By Dr Paul Kang’ethe
Farmer Lawrence Ndeke feeds his goats in Tharaka Nithi. [Joseph  Muchiri, Standard]

Many people the world over harbour a desire to start a venture in farming such as the lucrative dairy goat farming.

 But wait a minute, do you know what it takes to get you on this winding road? Goat milk is valued for the elderly, sick, babies, children with allergies and patients with ulcers. Dairy goats are easier to keep than cows.

 For instance, goats consume less and occupy less space than cows but produce enough milk for a moderate family. A thorough research on this matter, talking to people who rear dairy goats coupled with great passion would land you safely on this path.

So what exactly do you need to know about dairy goats before you start off?

What dairy goat breeds are available in Kenya?

There are several breeds in Kenya to choose from including but not limited to Alpine, Toggenburg, and Saanen.

Look for a buck (male) and doe (female) from a good breeder. The numbers of the bucks and does to buy depends on the size of your wallet. The breeder should be able to tell you the parentage of your potential stock. The stock should be sexually mature, healthy, free of pests and diseases, easy to identify using an ear tag or otherwise, good posture and gait and ready to mate or be mated.

What is the proper housing for dairy goats?

Goats require relatively small space. It should be constructed near the main house for security from thieves and predators. Use locally available materials to construct their boma. It should be gently sloping and easy to clean on daily. Does, kids and backs should be housed separately.

How do you feed them?

When your breeds are right, correct feeding assures you a continuous supply of milk across the lactation period. Proper feeding entails feeding your dairy goats with feeds well constituted with carbohydrates, proteins, mineral salts and vitamins as well as clean water. The quantities should be sufficient and be of good quality. This ensures that your dairy goat is healthy, can give optimal milk quantities and remains fertile for the buck.
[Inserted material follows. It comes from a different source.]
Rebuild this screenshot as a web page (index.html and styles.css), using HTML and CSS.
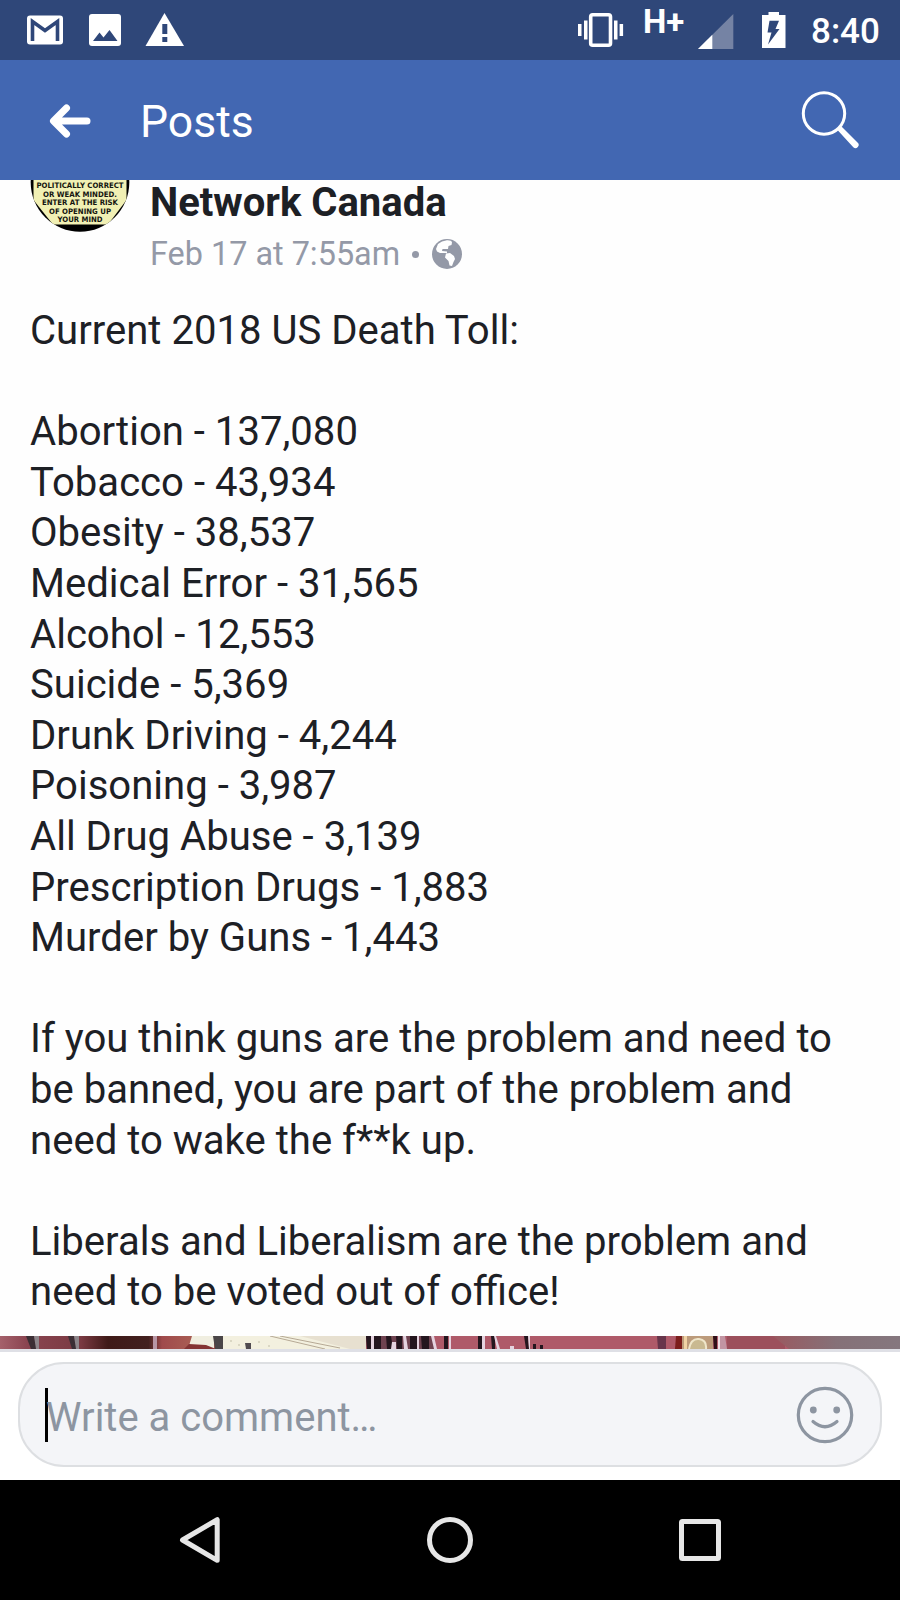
FILE: index.html
```html
<!DOCTYPE html>
<html lang="en">
<head>
  <meta charset="UTF-8">
  <meta name="viewport" content="width=device-width, initial-scale=1.0">
  <title>Posts</title>
  <link rel="stylesheet" href="styles.css">
</head>
<body>
  <!-- Status bar -->
  <div class="status-bar">
    <svg class="status-left" width="200" height="60" viewBox="0 0 200 60">
      <rect x="27" y="15.5" width="36" height="29" rx="3" fill="#fff"/>
      <path d="M32.500 41V21.500L45 30.500L57.500 21.500V41" fill="none" stroke="#2f4779" stroke-width="3.600"/>
      <rect x="89" y="14" width="32" height="32" rx="3" fill="#fff"/>
      <path d="M93 41L99.500 32.500L103.500 37.500L109.500 30L117.500 41Z" fill="#2f4779"/>
      <path d="M164.500 13L184 46H145.500Z" fill="#fff"/>
      <path d="M162.300 24h5v10h-5zM162.300 37h5v5h-5z" fill="#2f4779"/>
    </svg>
    <div class="status-right">
      <svg width="48" height="60" viewBox="576 0 48 60">
        <rect x="590.700" y="14.700" width="19.800" height="30.600" rx="2" fill="none" stroke="#fff" stroke-width="3.600"/>
        <path d="M578 24h3.500v12H578zM584 20.500h3.500v19H584zM614 20.500h3.500v19H614zM619.600 24h3.500v12h-3.500z" fill="#fff"/>
      </svg>
      <span class="network">H+</span>
      <svg width="100" height="60" viewBox="692 0 100 60">
        <path d="M733.300 14V49H698Z" fill="#7583a4"/>
        <path d="M712.300 34.700V49H698Z" fill="#fff"/>
        <path d="M762 15h6.500v-3h10.500v3h6.500v33H762z" fill="#fff"/>
        <path d="M769.500 20.700H779L775.500 29H779.500L768 44.500L771.500 32.500H767.500Z" fill="#2f4779"/>
      </svg>
      <span class="clock">8:40</span>
    </div>
  </div>

  <!-- Header -->
  <div class="header">
    <svg class="back" width="42" height="36" viewBox="0 0 42 36">
      <path d="M38 18H5M17.500 5L4.500 18L17.500 31" fill="none" stroke="#fff" stroke-width="7" stroke-linecap="round" stroke-linejoin="round"/>
    </svg>
    <h1>Posts</h1>
    <svg class="search" width="60" height="60" viewBox="800 90 60 60">
      <circle cx="824" cy="113.500" r="20.700" fill="none" stroke="#fff" stroke-width="3"/>
      <path d="M837 129.500L841.500 126.500L857.500 142.500A3 3 0 0 1 853.300 147.300Z" fill="#fff"/>
    </svg>
  </div>

  <!-- Post -->
  <div class="post">
    <div class="post-head">
      <svg class="avatar" width="100" height="52" viewBox="30 180 100 52">
        <defs>
          <clipPath id="round"><circle cx="80" cy="182.500" r="49.300"/></clipPath>
        </defs>
        <g clip-path="url(#round)">
          <rect x="30" y="180" width="100" height="52" fill="#000"/>
          <path d="M33.500 180H126.500V200L108 224.500H53L33.500 200Z" fill="#f1f0b4"/>
          <g class="avatar-text">
            <text x="80" y="188.300" textLength="87" lengthAdjust="spacingAndGlyphs">POLITICALLY CORRECT</text>
            <text x="80" y="196.700" textLength="74" lengthAdjust="spacingAndGlyphs">OR WEAK MINDED.</text>
            <text x="80" y="205.200" textLength="76" lengthAdjust="spacingAndGlyphs">ENTER AT THE RISK</text>
            <text x="80" y="213.700" textLength="62" lengthAdjust="spacingAndGlyphs">OF OPENING UP</text>
            <text x="80" y="222.200" textLength="45" lengthAdjust="spacingAndGlyphs">YOUR MIND</text>
          </g>
        </g>
      </svg>
      <div class="post-info">
        <h2>Network Canada</h2>
        <div class="date">
          <span class="date-text">Feb 17 at 7:55am</span>
          <span class="dot"></span>
          <svg width="30" height="30" viewBox="0 0 30 30">
            <circle cx="15" cy="15" r="15" fill="#9499a7"/>
            <path d="M14 1.500C17 1 20 2 20 3.500L19.500 6L16.500 7L16 10H10.500L10 12L15 12.500V14H8L5 12.500L4 10L6 5L10 2.500Z" fill="#fff"/>
            <path d="M14 14.500L18 14L22 17L23 20L21.500 23L20 27L17.500 26.500L16.500 22L13 18.500Z" fill="#fff"/>
          </svg>
        </div>
      </div>
    </div>
    <div class="post-text">
      <p>Current 2018 US Death Toll:</p>
      <p>
        Abortion - 137,080<br>
        Tobacco - 43,934<br>
        Obesity - 38,537<br>
        Medical Error - 31,565<br>
        Alcohol - 12,553<br>
        Suicide - 5,369<br>
        Drunk Driving - 4,244<br>
        Poisoning - 3,987<br>
        All Drug Abuse - 3,139<br>
        Prescription Drugs - 1,883<br>
        Murder by Guns - 1,443
      </p>
      <p>
        If you think guns are the problem and need to<br>
        be banned, you are part of the problem and<br>
        need to wake the f**k up.
      </p>
      <p>
        Liberals and Liberalism are the problem and<br>
        need to be voted out of office!
      </p>
    </div>
  </div>

  <!-- Top edge of the attached photo -->
  <svg class="photo" width="900" height="13" viewBox="0 0 900 13">
    <defs>
      <linearGradient id="wall" gradientUnits="userSpaceOnUse" x1="0" x2="900" y1="0" y2="0">
        <stop offset="0" stop-color="#a5616b"/>
        <stop offset="0.030" stop-color="#8a4450"/>
        <stop offset="0.090" stop-color="#7a3a42"/>
        <stop offset="0.120" stop-color="#3f1a18"/>
        <stop offset="0.165" stop-color="#42201f"/>
        <stop offset="0.180" stop-color="#a04a4c"/>
        <stop offset="0.210" stop-color="#a85b52"/>
      </linearGradient>
      <linearGradient id="edge">
        <stop offset="0" stop-color="#9a5960"/>
        <stop offset="0.500" stop-color="#857178"/>
        <stop offset="1" stop-color="#85777e"/>
      </linearGradient>
    </defs>
    <rect width="900" height="13" fill="#af5a69"/>
    <rect width="223" height="13" fill="url(#wall)"/>
    <path d="M26 0h8l3 13h-6zM68 0h6l3 13h-5z" fill="#3b2e34"/>
    <path d="M34 0h5v13h-3zM74 0h5v13h-3z" fill="#8d858a"/>
    <path d="M153 0h4v13h-4z" fill="#b896a5"/>
    <path d="M188 13L192 0H214V13L204 9H190Z" fill="#f0eee0"/>
    <path d="M184 13L189 8L206 9L216 13Z" fill="#843434"/>
    <path d="M213 0h10v13h-8z" fill="#4a4547"/>
    <path d="M223 0H366V13H223Z" fill="#f3f0df"/>
    <path d="M300 0H366V13H350Z" fill="#e7e0d0"/>
    <path d="M270 0L325 13M280 0L340 12" stroke="#b6a995" stroke-width="1"/>
    <path d="M245 7h6v6h-5z" fill="#514b50"/>
    <path d="M230 5h2M238 9h2M258 6h2M268 10h2" stroke="#c2bfa9" stroke-width="1"/>
    <path d="M366 0H434V13H367Z" fill="#6f4350"/>
    <path d="M366 0h5v13h-4zM374 0h7v13h-7zM386 0h5l2 13h-6zM396 0h6v13h-5zM410 0h7v13h-7zM421 0h8v13h-7zM444 0h4v13h-4zM478 0h4v13h-4zM491 0h4v13h-3zM524 0h4l1 13h-3zM533 8h3v5h-3zM540 9h3v5h-3z" fill="#24161e"/>
    <path d="M371 0h3v13h-3zM392 6h4v7h-5zM403 0h3l2 13h-4zM417 0h2v13h-2zM431 0h3l3 13h-3zM449 0h2v13h-2zM482 0h3v13h-3zM494 0h2l4 13h-3zM528 0h2v13h-1zM510 10h4v3h-4z" fill="#e5d3df"/>
    <path d="M657 0h9v13h-8z" fill="#67354b"/>
    <path d="M676 0h6v13h-7z" fill="#7c1e1c"/>
    <path d="M682 0h31v13h-31z" fill="#bc9b7b"/>
    <path d="M684 0h3v13h-3z" fill="#f0d3a5"/>
    <path d="M689 13Q691 2 699 3T706 13" fill="#c9b991" stroke="#efe6ca" stroke-width="2"/>
    <path d="M713 0h4v13h-3z" fill="#2f1018"/>
    <path d="M718 0h7l2 13h-8z" fill="#c295a3"/>
    <path d="M718 0h2v13h-2z" fill="#efdfe4"/>
    <path d="M727 0H785V13H727Z" fill="#9c505c"/>
    <path d="M773 0H900V13H789Z" fill="url(#edge)"/>
  </svg>

  <!-- Comment box -->
  <div class="comment-bar">
    <div class="comment-box">
      <span class="caret"></span>
      <span class="placeholder">Write a comment…</span>
      <svg class="smiley" width="58" height="58" viewBox="0 0 58 58">
        <circle cx="29" cy="29" r="26.700" fill="none" stroke="#8d95a1" stroke-width="3.200"/>
        <circle cx="17.300" cy="24" r="3.400" fill="#8d95a1"/>
        <circle cx="40.700" cy="24" r="3.400" fill="#8d95a1"/>
        <path d="M17 35.500Q29 46 41 35.500" fill="none" stroke="#8d95a1" stroke-width="3.200" stroke-linecap="round"/>
      </svg>
    </div>
  </div>

  <!-- Navigation bar -->
  <div class="nav-bar">
    <svg width="50" height="50" viewBox="0 0 50 50">
      <path d="M42.200 4.700V45.300L7.500 25Z"/>
    </svg>
    <svg width="50" height="50" viewBox="0 0 50 50">
      <circle cx="25" cy="25" r="20.500"/>
    </svg>
    <svg width="50" height="50" viewBox="0 0 50 50">
      <rect x="6.500" y="6.500" width="37" height="37" rx="1"/>
    </svg>
  </div>
</body>
</html>
```
FILE: styles.css
```css
* {
  margin: 0;
  padding: 0;
  box-sizing: border-box;
}

body {
  width: 900px;
  height: 1600px;
  display: flex;
  flex-direction: column;
  overflow: hidden;
  background-color: #fefefe;
  font-family: Roboto, sans-serif;
  color: #1d2025;
}

svg {
  display: block;
  flex-shrink: 0;
}

/* Status bar */
.status-bar {
  height: 60px;
  display: flex;
  justify-content: space-between;
  background-color: #2f4779;
  color: #fff;
}

.status-right {
  display: flex;
  padding-right: 20px;
}

.network {
  width: 68px;
  padding: 4px 0 0 19px;
  font-size: 33px;
  line-height: 36px;
  font-weight: bold;
}

.clock {
  width: 88px;
  padding-left: 19px;
  font-size: 35px;
  line-height: 64px;
  font-weight: 500;
  white-space: nowrap;
}

/* Header */
.header {
  height: 120px;
  display: flex;
  align-items: center;
  padding: 0 40px 0 49px;
  background-color: #4267b2;
  color: #fff;
}

.back {
  margin-top: 1px;
}

.header h1 {
  margin-left: 49px;
  padding-top: 3px;
  font-size: 44.5px;
  font-weight: normal;
}

.search {
  margin-left: auto;
}

/* Post */
.post {
  height: 1156px;
  padding: 0 30px;
}

.post-head {
  height: 126px;
  display: flex;
  gap: 20px;
}

.avatar-text {
  font-family: "DejaVu Sans", sans-serif;
  font-size: 7.5px;
  font-weight: bold;
  text-anchor: middle;
  fill: #14140f;
}

.post-info h2 {
  height: 44px;
  font-size: 40px;
  line-height: 46px;
  font-weight: bold;
}

.date {
  display: flex;
  align-items: center;
  height: 60px;
  font-size: 32.4px;
  color: #9499a7;
}

.dot {
  width: 7px;
  height: 7px;
  margin: 0 13px 0 12px;
  border-radius: 50%;
  background-color: #9499a7;
}

.post-text p {
  margin-bottom: 50.6px;
  font-size: 40.1px;
  line-height: 50.6px;
  white-space: nowrap;
}

/* Comment box */
.comment-bar {
  height: 131px;
  padding: 10px 18px 0;
  border-top: 3px solid #dfe0e6;
  background-color: #fff;
}

.comment-box {
  height: 105px;
  display: flex;
  align-items: center;
  padding: 0 26px 0 25px;
  border: 2px solid #dddfe2;
  border-radius: 46px;
  background-color: #f4f5f8;
}

.caret {
  width: 3px;
  height: 54px;
  background-color: #000;
}

.placeholder {
  margin-left: -2px;
  padding-top: 5px;
  font-size: 40px;
  color: #8d95a1;
}

.smiley {
  margin-left: auto;
}

/* Navigation bar */
.nav-bar {
  height: 120px;
  display: flex;
  justify-content: space-between;
  align-items: center;
  padding: 0 175px;
  background-color: #000;
}

.nav-bar svg {
  fill: none;
  stroke: #e6e6e6;
  stroke-width: 5;
  stroke-linejoin: round;
}
```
What about pests and diseases?

Some of the most nagging pests are ticks, worms and coccidia. Deworming at the right time with the right dewormers as well as spraying with the right acaricides keeps pests at bay. Some of the common diseases include mastitis, peste de pestes ruminants (PPR), contagious caprine pleuro-pneumonia (CCPP) foot and mouth disease (FMD) among others. Some signs of a sick goat include: loss of appetite for food and water, dehydration, rise in body temperature and respiration rate, hair coat becomes rough and loses its shine, dullness and lagging behind others. Always isolate a new goat from the herd for monitoring of any pests and diseases and subsequent treatment by a Vet.

What records should a dairy farmer keep?

Individual goat records on birth dates, birth weights, sire and dam, milk records, treatment records, feeding records and mating dates. With proper records, you will be able to plan for activities ahead of time.

Availability of market

You should be able to know what places to sell your milk, volumes and prices as well as alternatives. This will help you have an idea of what your revenues will be like and how to grow them. As you grow in your venture, you should be focusing on value adding together with like-minded dairy goat farmers in your locality.